DATASET ROWS ::
----------

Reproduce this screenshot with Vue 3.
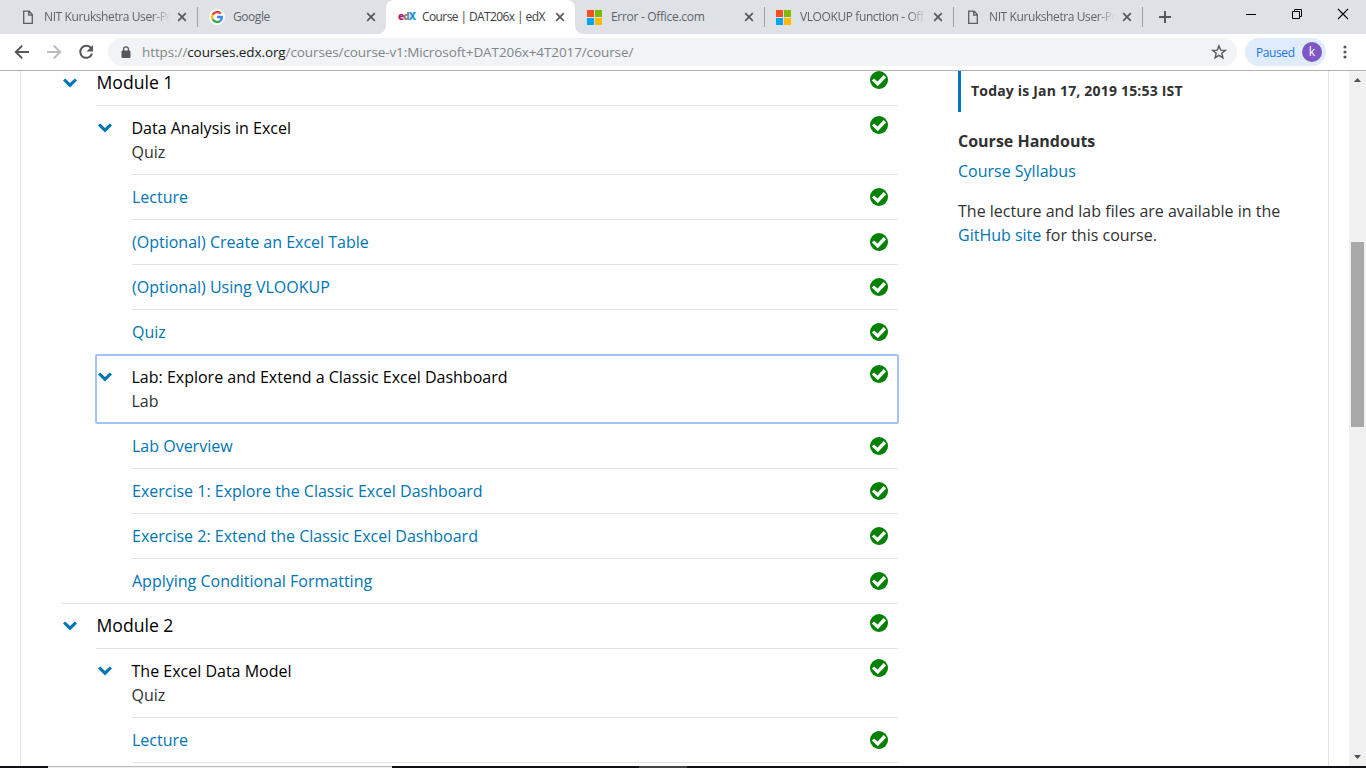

----------

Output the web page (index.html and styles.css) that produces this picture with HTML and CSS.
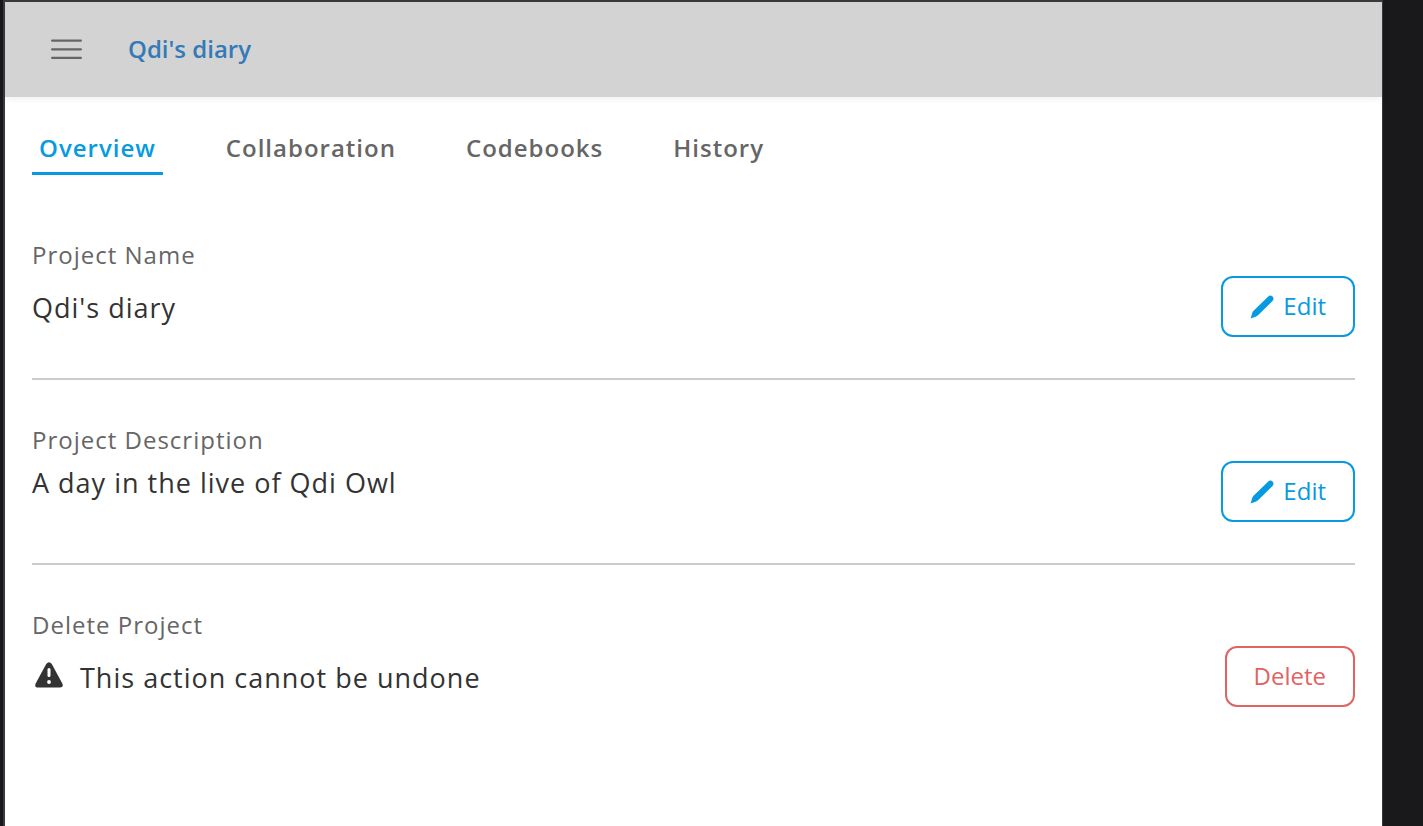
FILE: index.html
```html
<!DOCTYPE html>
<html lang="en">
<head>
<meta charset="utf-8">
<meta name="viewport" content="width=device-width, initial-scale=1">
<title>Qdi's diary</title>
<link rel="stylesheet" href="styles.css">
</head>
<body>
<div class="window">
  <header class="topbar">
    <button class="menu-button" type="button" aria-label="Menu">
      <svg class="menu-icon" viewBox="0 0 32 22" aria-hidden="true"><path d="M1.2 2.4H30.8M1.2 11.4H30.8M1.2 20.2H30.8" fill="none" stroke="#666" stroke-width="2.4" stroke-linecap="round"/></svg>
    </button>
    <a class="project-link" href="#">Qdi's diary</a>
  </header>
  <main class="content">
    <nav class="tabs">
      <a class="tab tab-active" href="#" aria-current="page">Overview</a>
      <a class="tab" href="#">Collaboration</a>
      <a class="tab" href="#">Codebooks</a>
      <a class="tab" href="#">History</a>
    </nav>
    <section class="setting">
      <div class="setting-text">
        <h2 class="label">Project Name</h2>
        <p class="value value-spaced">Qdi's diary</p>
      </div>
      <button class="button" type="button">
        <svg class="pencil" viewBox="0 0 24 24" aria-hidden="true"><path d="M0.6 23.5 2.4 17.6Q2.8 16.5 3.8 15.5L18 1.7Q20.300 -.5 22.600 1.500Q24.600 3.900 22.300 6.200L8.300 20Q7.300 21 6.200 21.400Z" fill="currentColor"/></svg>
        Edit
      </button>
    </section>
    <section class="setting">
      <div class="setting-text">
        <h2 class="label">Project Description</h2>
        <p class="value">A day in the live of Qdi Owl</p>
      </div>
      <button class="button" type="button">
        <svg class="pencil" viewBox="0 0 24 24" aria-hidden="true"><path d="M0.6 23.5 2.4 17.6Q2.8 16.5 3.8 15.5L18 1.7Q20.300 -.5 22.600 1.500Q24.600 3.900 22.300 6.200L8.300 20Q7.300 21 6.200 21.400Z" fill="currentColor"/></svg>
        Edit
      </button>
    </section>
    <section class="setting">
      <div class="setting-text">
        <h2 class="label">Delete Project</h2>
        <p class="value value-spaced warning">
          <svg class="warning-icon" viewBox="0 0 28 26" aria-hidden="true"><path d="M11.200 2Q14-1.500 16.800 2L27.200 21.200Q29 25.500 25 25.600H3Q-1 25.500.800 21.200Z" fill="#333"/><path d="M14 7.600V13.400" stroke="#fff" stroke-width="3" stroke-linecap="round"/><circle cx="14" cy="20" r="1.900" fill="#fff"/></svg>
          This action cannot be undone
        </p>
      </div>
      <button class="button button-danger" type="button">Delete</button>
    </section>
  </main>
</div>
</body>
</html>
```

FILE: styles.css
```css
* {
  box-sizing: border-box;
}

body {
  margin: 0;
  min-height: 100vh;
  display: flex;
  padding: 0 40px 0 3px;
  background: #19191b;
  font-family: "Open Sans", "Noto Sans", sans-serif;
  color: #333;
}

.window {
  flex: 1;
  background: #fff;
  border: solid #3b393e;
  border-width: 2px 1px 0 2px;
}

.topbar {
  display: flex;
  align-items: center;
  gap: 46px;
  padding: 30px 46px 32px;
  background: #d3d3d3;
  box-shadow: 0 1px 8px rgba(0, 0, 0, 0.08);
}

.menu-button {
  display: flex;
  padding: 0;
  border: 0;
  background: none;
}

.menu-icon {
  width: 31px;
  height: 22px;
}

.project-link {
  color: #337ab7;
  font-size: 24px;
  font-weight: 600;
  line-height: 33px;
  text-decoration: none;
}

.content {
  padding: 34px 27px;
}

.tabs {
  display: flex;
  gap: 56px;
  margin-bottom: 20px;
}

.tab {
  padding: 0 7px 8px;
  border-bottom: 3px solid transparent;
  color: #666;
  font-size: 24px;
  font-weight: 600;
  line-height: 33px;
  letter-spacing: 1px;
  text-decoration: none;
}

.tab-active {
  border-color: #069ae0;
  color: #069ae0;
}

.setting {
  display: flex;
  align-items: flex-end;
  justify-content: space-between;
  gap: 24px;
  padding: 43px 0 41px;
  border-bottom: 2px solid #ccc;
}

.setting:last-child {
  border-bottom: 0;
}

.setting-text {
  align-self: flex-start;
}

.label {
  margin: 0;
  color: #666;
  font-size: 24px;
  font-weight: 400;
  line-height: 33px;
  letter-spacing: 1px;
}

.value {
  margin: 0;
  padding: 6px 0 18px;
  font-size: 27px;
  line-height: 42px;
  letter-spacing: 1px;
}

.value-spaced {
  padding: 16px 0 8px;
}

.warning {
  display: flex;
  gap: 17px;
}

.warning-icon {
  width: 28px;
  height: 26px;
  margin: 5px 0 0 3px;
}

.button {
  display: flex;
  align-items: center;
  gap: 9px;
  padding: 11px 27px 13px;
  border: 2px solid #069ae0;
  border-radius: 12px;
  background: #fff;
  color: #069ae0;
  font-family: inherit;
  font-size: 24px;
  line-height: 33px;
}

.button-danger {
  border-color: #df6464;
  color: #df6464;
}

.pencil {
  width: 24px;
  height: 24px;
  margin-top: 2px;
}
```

----------

Collect the lines that hold "styles".

ANSWER FOR THE TASK ::
Output the web page (index.html and styles.css) that produces this picture with HTML and CSS.
<link rel="stylesheet" href="styles.css">
FILE: styles.css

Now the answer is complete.